Synergistic Roles of Plant–Microbe Interactions and Soil Aggregate Dynamics in the Phytostabilization of Ion-Adsorption Rare Earth Tailings

Abandoned ion-adsorption rare earth (REE) tailings, defined by low pH, low organic matter, and low fertility (“3L”) conditions, drive severe environmental degradation and demand urgent restoration. This study examined the “plants–microorganisms–soil aggregates” (PMA) system’s role in soil structure and ecological recovery, comparing sluggish natural succession with swift phytostabilization. Field trials assessed reclamation treatments, including organic amendments and mixed commercial grass planting (BAG), against naturally succeeding sites.
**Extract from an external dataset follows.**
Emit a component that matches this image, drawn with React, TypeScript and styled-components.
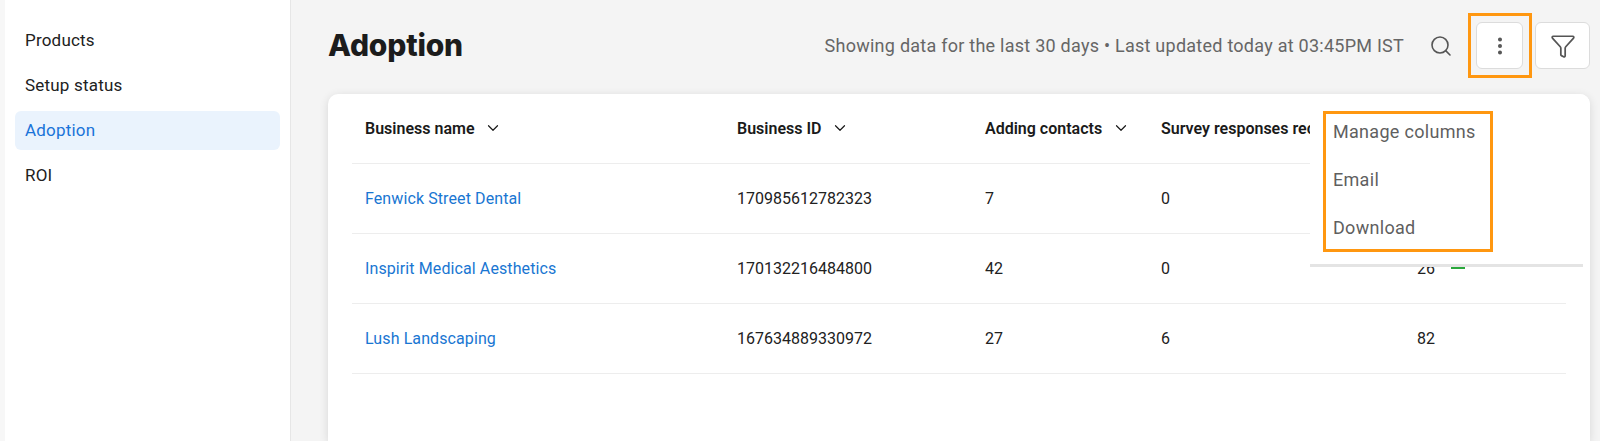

Under “3L” limits, natural succession faltered, whereas phytostabilization increased total carbon (TC) from 0.175% to 0.474%, total nitrogen (TN) from 0.015% to 0.036%, and total phosphorus (TP) from 0.004% to 0.011% within 16 months (T3), boosting the Soil Quality Index (SQI). Root-associated aggregates (Agg_root) and plant growth-promoting bacteria (PGPB) enhanced stability with biocrusts aiding soil cohesion. By T3, the plot with BAG achieved over 80% vegetation coverage and 27.5% biocrust coverage, outperforming the naturally recovering sites. Phytostabilization reduced extractable REE (EREE) concentrations through pH shifts and microbial immobilization, contrasting with persistent REE mobility in untreated sites. The Soil Quality Index (SQI) and Ecological Environmental Quality Index (EEQI) provided a holistic assessment, with BAG scoring an EEQI of 0.92 on a scale from 0 to 1, indicating excellent ecological conditions and substantially outperforming the gradual improvements observed during natural succession. This contrast reveals the PMA system’s strength in rapidly restoring REE tailings, reducing contamination risks, and rebuilding ecosystem functions. These findings position phytostabilization as a cost-effective and scalable solution for restoring mining─degraded landscapes─with potential transferability to other mining types or ecologically stressed regions, thereby offering critical insights for sustainable rehabilitation under harsh environmental conditions.